The ugly reality is that we have a president steeped in the teachings of communism and radical Islam with a preoccupation and obsession that rationalizes unjust usurpation of productivity, believing it somehow belongs to him to in order to create a complete reliance on government, which is not unlike a drug dealer who realizes what he gives away initially will eventually grant him ultimate power in the form of dependency.
Another ugly reality is that John Boehner is the Silent Mouse and hardly befitting of the position of Speaker of the House. There is ineffectual, there is ineptness, there is invisible, and then there is John Boehner. He is a lame excuse for a party leader, more acquiescing and timid than a court jester trying to amuse a fussy king, and a man who could not snare a headline if he were to drop his trousers in front of a joint session of Congress. If I may: “Mr. Mouse. The attack on personal liberties runs in tandem to the war on terror. It is time for you to realize one leads from the front, and that licking the boots of a would-be emperor is not your legislative prerogative. Stop acting like you’re auditioning to become the next ambassador to Greece and grab hold of the scepter to which you were entrusted. PS Give my best to Minnie.”

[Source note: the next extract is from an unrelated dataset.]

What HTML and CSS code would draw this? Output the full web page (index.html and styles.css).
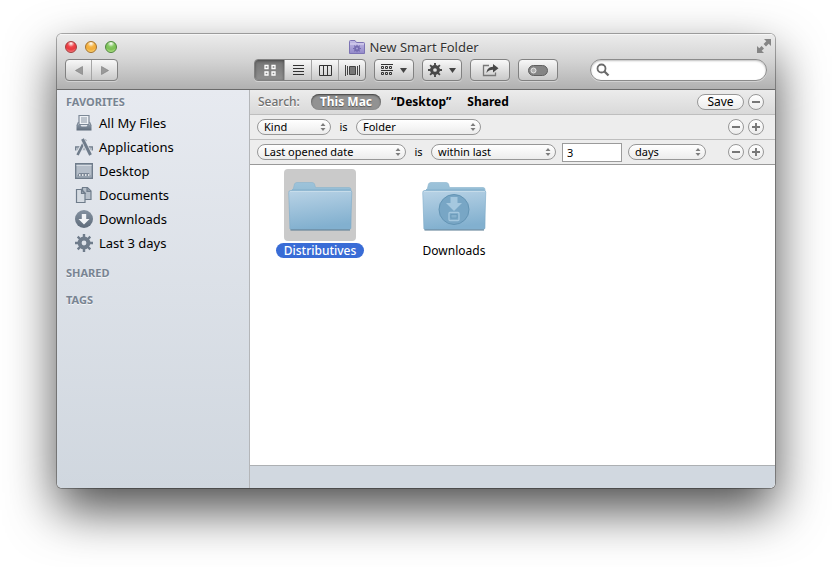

Imitation is the highest form of flattery and is often inspired by competition. The natural impetus to improve, refine, and succeed is a hallmark of large and small companies across the country and what differentiates our free enterprise system from the state-run and unimaginative mills of lesser developed countries, and, yes I am including the ninniehammers in Europe in that bundle. It is clear that most people in Congress could not pass the economic and history sections in a PSAT exam which is why they persist in using a machete to plunder corporate gains. We have little choice but to grudgingly identify their substantial lack of mental and moral capacity, but what compounds and confounds the issue is why they shield their eyes from the colossal failure of Europe’s antiquated approach to government and commerce when it now lays at their feet like the ruins of an imploded building. There still is time and there remain measures which will allow for a reversal of field, and it does not mean austerity for Americans.
It means austerity for government, and for them to quit sticking their fingers into light sockets.